Drucker’s artistic philosophy extends far beyond personal expression. She considers the act of discovering, preserving, and sharing trans history to be both an artistic opportunity and a political responsibility. This sense of mission has shaped not only her visual art but also her work in television and film. She was an Emmy-nominated producer for the docu-series This Is Me and served as a consultant on Amazon’s Transparent, where she worked to ensure authentic trans representation both on-screen and behind the scenes. Later, she co-directed HBO’s The Lady and the Dale, bringing to life the story of Liz Carmichael, a trans woman whose ambition and controversy became part of American folklore. Throughout her diverse career, Drucker has remained dedicated to expanding empathy and understanding through art.

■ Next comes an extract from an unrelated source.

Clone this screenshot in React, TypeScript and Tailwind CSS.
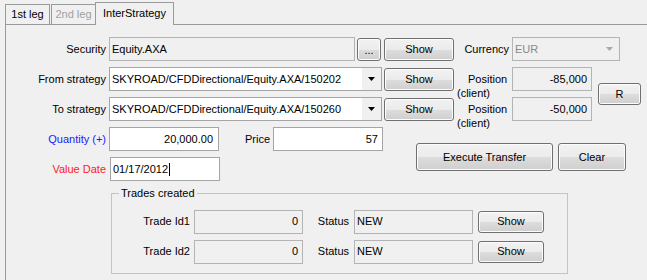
import React from "react"

const btn =
  "flex items-center justify-center rounded-[3px] border border-[#707070] bg-[linear-gradient(#f2f2f2_0%,#ebebeb_50%,#dddddd_50%,#cfcfcf_100%)] shadow-[inset_0_0_0_1px_#fcfcfc]"

function Btn({ className, children }: { className: string; children: React.ReactNode }) {
  return <div className={`${btn} ${className}`}>{children}</div>
}

function Arrow({ color }: { color: string }) {
  return (
    <svg width="7" height="4" viewBox="0 0 7 4">
      <path d="M0 0h7L3.5 4z" fill={color} />
    </svg>
  )
}

function Combo({ text, className }: { text: string; className: string }) {
  return (
    <div className={`flex h-[24px] border border-[#a5a5a5] bg-white ${className}`}>
      <div className="flex flex-1 items-center pl-[2px] whitespace-nowrap overflow-hidden">{text}</div>
      <div className="flex w-[19px] items-center justify-center bg-[#f0f0f0]">
        <Arrow color="#000" />
      </div>
    </div>
  )
}

function PositionLabel() {
  return (
    <div className="ml-[3px] w-[52px] self-start mt-[5px] leading-[14px]">
      <div className="pl-[11px]">Position</div>
      <div>(client)</div>
    </div>
  )
}

function Field({ text, className, disabled }: { text: string; className: string; disabled?: boolean }) {
  return (
    <div
      className={`flex items-center border ${
        disabled ? "border-[#b4b4b4] bg-[#f0f0f0]" : "border-[#a5a5a5] bg-white"
      } ${className}`}
    >
      {text}
    </div>
  )
}

export default function App() {
  return (
    <div className="w-[647px] h-[280px] overflow-hidden bg-[#f0f0f0] font-['Liberation_Sans',Arial,sans-serif] text-[11px] text-black">
      {/* Tabs */}
      <div className="relative z-10 flex h-[24px] items-end pl-[5px]">
        <div className="flex h-[20px] w-[45px] items-center justify-center border border-b-0 border-[#9a9a9a] bg-[#f0f0f0]">
          1st leg
        </div>
        <div className="ml-px flex h-[20px] w-[45px] items-center justify-center border border-b-0 border-[#9a9a9a] bg-[#f0f0f0] text-[#a0a0a0]">
          2nd leg
        </div>
        <div className="-ml-px -mb-px flex h-[23px] w-[79px] items-center justify-center border border-b-0 border-[#9a9a9a] bg-[#f0f0f0] pb-[2px]">
          InterStrategy
        </div>
      </div>

      {/* Panel */}
      <div className="ml-[5px] h-[260px] w-[700px] border-l border-t border-[#9a9a9a] pt-[12px]">
        {/* Security */}
        <div className="flex h-[24px] items-center">
          <div className="w-[100px] text-right">Security</div>
          <Field disabled text="Equity.AXA" className="ml-[3px] h-[24px] w-[246px] pl-[2px]" />
          <Btn className="ml-[2px] h-[23px] w-[24px] pt-[3px]">...</Btn>
          <Btn className="ml-[3px] h-[23px] w-[70px]">Show</Btn>
          <div className="w-[55px] text-right">Currency</div>
          <div className="ml-[3px] flex h-[24px] w-[108px] border border-[#b4b4b4] bg-[#f0f0f0] text-[#8a8a8a]">
            <div className="flex flex-1 items-center pl-[2px]">EUR</div>
            <div className="flex w-[19px] items-center justify-center">
              <Arrow color="#a8a8a8" />
            </div>
          </div>
        </div>

        {/* Strategies */}
        <div className="mt-[6px] flex items-center">
          <div className="flex flex-col gap-[6px]">
            <div className="flex h-[24px] items-center">
              <div className="w-[100px] text-right">From strategy</div>
              <Combo text="SKYROAD/CFDDirectional/Equity.AXA/150202" className="ml-[3px] w-[273px]" />
              <Btn className="ml-[2px] h-[23px] w-[70px]">Show</Btn>
              <PositionLabel />
              <Field disabled text="-85,000" className="ml-[3px] h-[24px] w-[80px] justify-end pr-[4px]" />
            </div>
            <div className="flex h-[24px] items-center">
              <div className="w-[100px] text-right">To strategy</div>
              <Combo text="SKYROAD/CFDDirectional/Equity.AXA/150260" className="ml-[3px] w-[273px]" />
              <Btn className="ml-[2px] h-[23px] w-[70px]">Show</Btn>
              <PositionLabel />
              <Field disabled text="-50,000" className="ml-[3px] h-[24px] w-[80px] justify-end pr-[4px]" />
            </div>
          </div>
          <Btn className="ml-[6px] h-[22px] w-[43px]">R</Btn>
        </div>

        {/* Quantity / Value date */}
        <div className="mt-[6px] flex">
          <div className="flex flex-col gap-[6px]">
            <div className="flex h-[24px] items-center">
              <div className="w-[100px] text-right text-[#1a1aff]">Quantity (+)</div>
              <Field text="20,000.00" className="ml-[3px] h-[24px] w-[110px] justify-end pr-[5px]" />
              <div className="w-[51px] text-right">Price</div>
              <Field text="57" className="ml-[3px] h-[24px] w-[110px] justify-end pr-[4px]" />
            </div>
            <div className="flex h-[24px] items-center">
              <div className="w-[100px] text-right text-[#ff1a1a]">Value Date</div>
              <div className="ml-[4px] flex h-[24px] w-[110px] items-center border border-[#a5a5a5] bg-white pl-[2px]">
                01/17/2012
                <span className="ml-px h-[13px] w-px bg-black" />
              </div>
            </div>
          </div>
          <div className="ml-[33px] mt-[16px] flex h-[28px] gap-[5px]">
            <Btn className="h-[28px] w-[137px]">Execute Transfer</Btn>
            <Btn className="h-[28px] w-[68px]">Clear</Btn>
          </div>
        </div>

        {/* Trades created */}
        <fieldset className="ml-[105px] mt-[4px] w-[457px] border border-[#c4c4c4] pb-[9px]">
          <legend className="ml-[7px] px-[2px]">Trades created</legend>
          <div className="mt-[8px] flex flex-col gap-[6px]">
            {["Trade Id1", "Trade Id2"].map((t) => (
              <div key={t} className="flex h-[24px] items-center">
                <div className="w-[78px] text-right">{t}</div>
                <Field disabled text="0" className="ml-[4px] h-[24px] w-[109px] justify-end pr-[4px]" />
                <div className="w-[46px] text-right">Status</div>
                <Field disabled text="NEW" className="ml-[5px] h-[24px] w-[119px] pl-[2px]" />
                <Btn className="ml-[5px] h-[22px] w-[66px]">Show</Btn>
              </div>
            ))}
          </div>
        </fieldset>
      </div>
    </div>
  )
}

When Relationship was first exhibited, it stood apart from traditional narratives about transgender lives, which often focused on tragedy or alienation. Instead, Drucker and Ernst presented an image of love and ordinariness, two people sharing breakfasts, smiles, and glances, navigating the complexities of their changing selves together. It was a radical act to show trans people not as symbols or subjects of debate but as artists and lovers. Even after their romantic relationship ended, both have continued to speak of the project as an enduring testament to the beauty and humanity of trans existence.
The photographs in Relationship also reflect the larger social shifts occurring in the early 2010s, when transgender visibility was increasing but understanding remained incomplete. By turning the camera toward themselves, Drucker and Ernst invited audiences to look closer, to see not transformation as spectacle but as truth. Their work anticipated a cultural moment where gender could be viewed as fluid, relational, and self-defined.
Ultimately, Relationship is more than an art book. It is a meditation on love, identity, and the courage to be seen. It challenges conventional notions of what it means to document a life and redefines intimacy as an act of artistic resistance. Through its deeply personal lens, it invites viewers to question how we construct our identities, how we love others through change, and how we might learn to accept the multiplicity within ourselves. In the end, Drucker and Ernst remind us that relationships, romantic, creative, and personal, are never static; they are living works of art in constant evolution, just like the people who create them.